Museum spokesman Sam Craghead said the museum is trying to tell the story of a phase of American history. "If you’re going to learn from history, you have to know everything," he said.
A few years ago, the museum considered a name change but ultimately decided against it, perhaps because of a backlash by Confederacy devotees. Craghead said no other word would have accurately described its collections.
Even advocates of the museum have mixed feelings. Jerry Pugh of Hanover said he wants the museum to be more prominent. "It’s part of the history of this country, and it should be preserved," he said. But he also acknowledged the challenges, saying it’s "politically not correct to talk about the Confederacy."
Convincing Virginians that the museum has a story to tell about the Civil War that extends far beyond the South’s desire to maintain slavery continues to be a hurdle.
Sometimes Rawls doesn’t even try, such as the times a school group cancels plans to visit the museum after a parent complains. He has instead worked to make the museum’s exhibits more inclusive, a special focus at the new museum in Appomattox, where the facility was designed from the ground up.
The museum, for example, worked with a researcher to gather stories of how African-Americans were affected by the war and uncovered stories of people of color serving in the Confederate army, Craghead said. The new $7.4 million facility will include those stories, along with the stories of women, in a prominent wall of 100 faces.
Kenneth Brown, an African-American who acts as a Union army Civil War re-enactor, said he was glad to hear that a wider variety of stories of the war are being included in the Confederacy museum’s exhibits.
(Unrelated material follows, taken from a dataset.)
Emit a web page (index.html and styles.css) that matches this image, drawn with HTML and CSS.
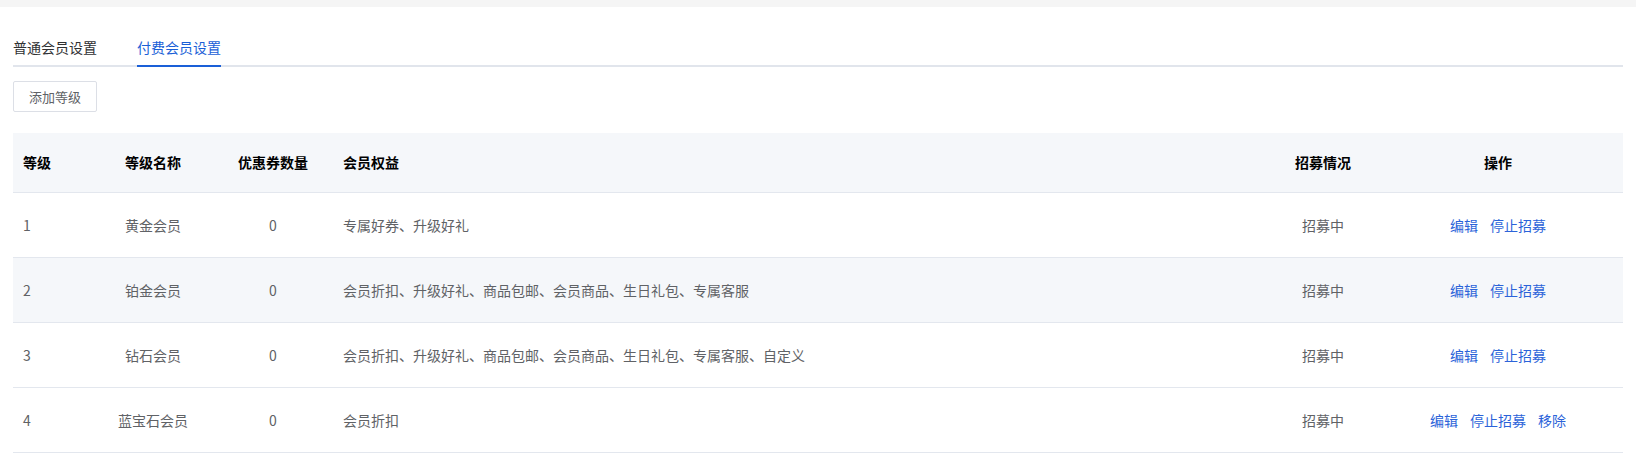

Brown said the museum will also need to do more to reach out to African-Americans.
"They see the Museum of Confederacy … as glorifying these people like Robert E. Lee and Stonewall Jackson at the expense of their suppression," Brown said. "Whether it’s accurate or not, that’s how they see it."
Tracy Clary, an officer for the Virginia division of the Sons of Confederate Veterans, said he’s excited to see the exhibits at the new museum. He said it’s a struggle to find places where the Confederacy belongs.
"It’s certainly not something that fits very snugly in today’s society," Clary said. "That’s why it’s so important to people like myself to keep that history and that heritage alive and not allow it to be forgotten."